Moreover, the Park Service is corruptible. When Bill and Hillary Clinton wanted to make sure that the official investigation into the 1993 suicide of White House aide Vincent Foster went smoothly, they handed the task to forensic investigators at,yes, the National Park Service. Now the Park Service is doing the bidding of the Obama White House, and in its customarily heavy-handed fashion: Monument grounds in Washington—the Jefferson Memorial and the new Martin Luther King site, among others—have been closed and barricaded. So have pocket parking lots along the George Washington Parkway. One Park Service official said that, since the National Mall itself is federal property, it is officially “closed” as well, and that trespassers—that is to say, citizens and visitors strolling along the Mall—might be subject to arrest.
Most dramatic was the spectacle at the World War II Memorial. The memorial is, of course, federal property on the Mall, and Park Service rangers can occasionally be seen strolling in the vicinity. But it is also a sizable, open structure, deliberately accessible to pedestrians, who ordinarily may traverse the premises day or night.

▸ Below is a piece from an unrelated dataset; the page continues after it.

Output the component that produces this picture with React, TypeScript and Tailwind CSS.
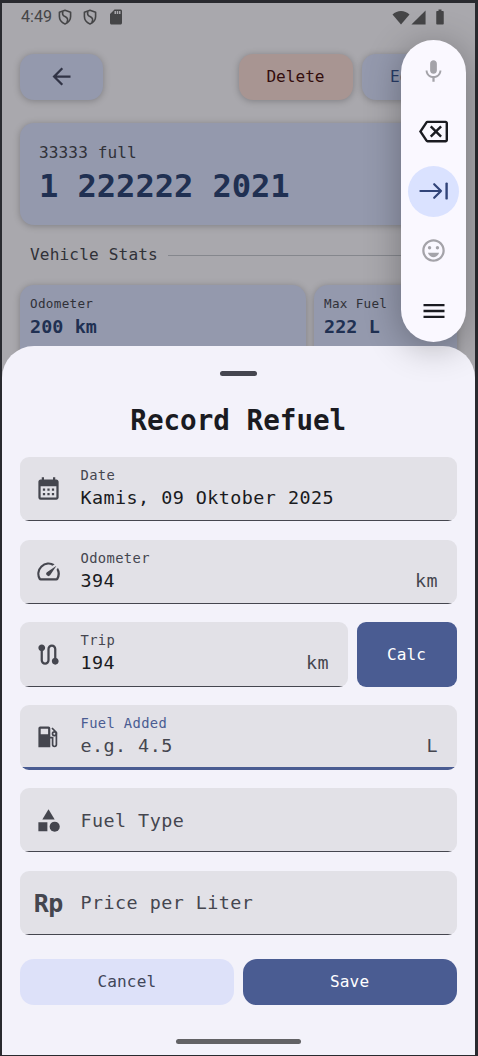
import React from "react";
import {
  MdArrowBack, MdCalendarMonth, MdSpeed, MdRoute, MdCategory, MdMic, MdOutlineBackspace,
  MdOutlineEmojiEmotions, MdMenu, MdSdCard, MdSignalCellular4Bar, MdBatteryFull,
} from "react-icons/md";

function Shield() {
  return (
    <svg viewBox="0 0 14 16" className="h-4 w-3.5" fill="none" stroke="#454547" strokeWidth="1.6">
      <path d="M7 1.3 12.6 3.2V7.6C12.6 11 10.3 13.6 7 14.9 3.7 13.6 1.4 11 1.4 7.6V3.2Z" strokeLinejoin="round" />
      <path d="M5 2.4C4 4.8 4.8 6.6 7 7.6 9.8 8.9 10.4 10.6 8.8 13.6" />
    </svg>
  );
}

function TabKey() {
  return (
    <svg viewBox="0 0 30 18" className="h-[18px] w-[30px]" fill="none" stroke="#314479" strokeWidth="2.2" strokeLinecap="round" strokeLinejoin="round">
      <path d="M1.4 9H22M15.2 2.2 22 9 15.2 15.8" />
      <path d="M27.6 1.6V16.4" strokeWidth="2.4" />
    </svg>
  );
}

function FuelPump() {
  return (
    <svg viewBox="0 0 20 22" className="h-[22px] w-5" fill="#45464f">
      <path fillRule="evenodd" d="M2.2 .5h8.3a1.8 1.8 0 0 1 1.8 1.8v19H.4v-19A1.8 1.8 0 0 1 2.2 .5ZM2.7 2.8v5.4h7.4V2.8Z" />
      <path fill="none" stroke="#45464f" strokeWidth="1.7" d="M12 11.6h2.6v7a1.9 1.9 0 0 0 3.8 0V6.6L14 2" />
      <circle cx="16.4" cy="7.8" r="1.9" fill="none" stroke="#45464f" strokeWidth="1.7" />
    </svg>
  );
}

type FieldProps = {
  icon: React.ReactNode; label?: string; value: string; unit?: string; active?: boolean; muted?: boolean;
};

function Field({ icon, label, value, unit, active, muted }: FieldProps) {
  return (
    <div className="flex h-[64.4px] min-w-0 flex-1 flex-col overflow-hidden rounded-[9px] bg-[#e2e1e7]">
      <div className="flex min-h-0 flex-1">
        <div className="flex h-16 w-[60.5px] shrink-0 items-center justify-center pr-[4px] text-[#45464f]">{icon}</div>
        <div className={`flex h-16 flex-1 flex-col ${label ? "pt-[9px]" : "justify-center pt-px"}`}>
          {label && <span className={`text-[13.8px] leading-[18px] tracking-[0.36px] ${active ? "text-[#4a5c92]" : "text-[#45464f]"}`}>{label}</span>}
          <div className={`flex justify-between pr-[18.5px] text-[18.4px] leading-[28px] tracking-[0.45px] ${muted ? "text-[#45464f]" : "text-[#1a1b21]"}`}>
            <span>{value}</span>
            {unit && <span className="text-[#45464f]">{unit}</span>}
          </div>
        </div>
      </div>
      <div className={`shrink-0 ${active ? "h-[2.5px] bg-[#4a5c92]" : "h-px bg-[#45464f]"}`} />
    </div>
  );
}

function Stat({ label, value }: { label: string; value: string }) {
  return (
    <div className="h-[86px] rounded-[14px] bg-[#9499ad] px-[10px] pt-[9px] shadow-[0_1px_7px_rgba(0,0,0,0.25)]">
      <div className="text-[12.65px] leading-[20px] tracking-[0.3px] text-[#303138]">{label}</div>
      <div className="text-[18.4px] leading-[26px] font-bold tracking-[0.1px] text-[#203052]">{value}</div>
    </div>
  );
}

export default function App() {
  return (
    <div className="relative h-[1056px] w-[478px] overflow-hidden bg-[#292a2f] pt-[3px] pr-[3px] pb-px pl-[2px] font-['DejaVu_Sans_Mono',monospace]">
      <div className="h-[1052px] overflow-hidden bg-[#a9a8ad]">
        <div className="flex h-7 items-center pl-[19px] text-[#454547]">
          <span className="w-[37px] font-['Roboto',sans-serif] text-[16.1px] leading-7">4:49</span>
          <Shield />
          <span className="w-[11px]" />
          <Shield />
          <MdSdCard className="ml-[10px] size-[18px]" />
          <svg viewBox="0 0 18 15" className="ml-[267px] h-[15px] w-[18px]" fill="#454547"><path d="M0.5 4.5C5-.3 13-.3 17.5 4.5L9 14.5Z" /></svg>
          <MdSignalCellular4Bar className="size-[17px]" />
          <MdBatteryFull className="ml-[4px] size-[18px]" />
        </div>
        <div className="flex pt-[22.7px] pl-[18px]">
          <div className="flex h-[46px] w-[83px] items-center justify-center rounded-[14px] bg-[#9499ad] text-[#303345] shadow-[0_1px_7px_rgba(0,0,0,0.25)]"><MdArrowBack className="size-[27px]" /></div>
          <div className="ml-[136px] flex h-[46px] w-[114px] items-center justify-center rounded-[14px] bg-[#a89592] pr-px text-[16.1px] text-[#330d0d] shadow-[0_1px_7px_rgba(0,0,0,0.25)]">Delete</div>
          <div className="ml-[9px] flex h-[46px] w-[95px] items-center justify-center rounded-[14px] bg-[#9499ad] text-[16.1px] tracking-[0.1px] text-[#283b66] shadow-[0_1px_7px_rgba(0,0,0,0.25)]">Edit</div>
        </div>
        <div className="mx-[18px] mt-[23px] h-[102.5px] rounded-[14px] bg-[#9499ad] px-[19px] pt-[19px] shadow-[0_1px_7px_rgba(0,0,0,0.25)]">
          <div className="text-[16.1px] leading-[22px] tracking-[0.1px] text-[#303138]">33333 full</div>
          <div className="text-[32.2px] leading-[44px] font-bold tracking-[-0.1px] whitespace-nowrap text-[#203052]">1 222222 2021</div>
        </div>
        <div className="flex h-[60px] items-center gap-[10px] pl-7 text-[16.1px] tracking-[0.15px] text-[#303138]">
          <span>Vehicle Stats</span><span className="mr-[18px] h-px flex-1 bg-[#85878d]" />
        </div>
        <div className="grid grid-cols-[286px_143px] gap-2 pl-[18px]">
          <Stat label="Odometer" value="200 km" />
          <Stat label="Max Fuel" value="222 L" />
        </div>
      </div>

      <main className="absolute top-[346px] right-[3px] bottom-px left-[2px] flex flex-col rounded-t-[32px] bg-[#f3f2fa] pr-[18.5px] pl-[18px]">
        <div className="mx-auto mt-[25px] h-[5px] w-[37px] rounded-full bg-[#45464f]" />
        <h1 className="mt-[25.5px] h-[55.4px] text-center text-[27.6px] leading-[37px] font-bold text-[#1a1b21]">Record Refuel</h1>
        <div className="flex flex-col gap-[18.4px]">
          <div className="flex"><Field icon={<MdCalendarMonth className="size-[27px]" />} label="Date" value="Kamis, 09 Oktober 2025" /></div>
          <div className="flex"><Field icon={<MdSpeed className="size-[27px]" />} label="Odometer" value="394" unit="km" /></div>
          <div className="flex gap-[9px]">
            <Field icon={<MdRoute className="size-[27px]" />} label="Trip" value="194" unit="km" />
            <button className="h-[64.4px] w-[100px] rounded-[9px] bg-[#4a5c92] text-[16.1px] tracking-[0.1px] text-white">Calc</button>
          </div>
          <div className="flex"><Field icon={<FuelPump />} label="Fuel Added" value="e.g. 4.5" unit="L" active muted /></div>
          <div className="flex"><Field icon={<MdCategory className="size-[27px]" />} value="Fuel Type" muted /></div>
          <div className="flex"><Field icon={<span className="pt-px text-[25px] font-bold tracking-[-0.5px]">Rp</span>} value="Price per Liter" muted /></div>
        </div>
        <div className="mt-[24px] grid grid-cols-2 gap-[9px] text-[16.1px] tracking-[0.1px]">
          <button className="h-[46px] rounded-[14px] bg-[#dde1f9] text-[#414659]">Cancel</button>
          <button className="h-[46px] rounded-[14px] bg-[#4a5c92] text-white">Save</button>
        </div>
        <div className="mx-auto mt-[34px] h-[5px] w-[125px] rounded-full bg-[#626265]" />
      </main>

      <aside className="absolute top-10 left-[401px] flex h-[302px] w-[65px] flex-col items-center rounded-full bg-[#faf8ff] pt-[6px] shadow-[0_5px_36px_rgba(0,0,0,0.3)]">
        <div className="flex h-[60px] items-center text-[#a4a3a9]"><MdMic className="size-[27px] -translate-y-[5px]" /></div>
        <div className="flex h-[50px] items-center text-[#1a1b21]"><MdOutlineBackspace className="size-[29px]" /></div>
        <div className="mt-[9.5px] flex size-[51px] items-center justify-center rounded-full bg-[#dae2ff]"><TabKey /></div>
        <div className="mt-[4px] flex h-[60px] items-center text-[#a4a3a9]"><MdOutlineEmojiEmotions className="size-[27px]" /></div>
        <div className="flex h-[60px] items-center text-[#1a1b21]"><MdMenu className="size-[28px]" /></div>
      </aside>
    </div>
  );
}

On the first day of the shutdown, a group of visiting World War II veterans from Mississippi—some in wheelchairs—were met with barricades and glowering rangers. With the assistance of a handful of sympathetic congressmen, the veterans breached the barricade. “Normandy was closed when we got there, too,” read one popular sign. But that merely prompted the Park Service to employ more federal workers to erect bigger barricades, and union groups friendly to the Obama White House to pay for anti-GOP protesters to picket at the memorial and disrupt the visits by veterans.
The “shutdown” federal government remained open for the business of politics, and as visiting veterans discovered on the Mall, nothing trumps politics in Barack Obama’s Washington.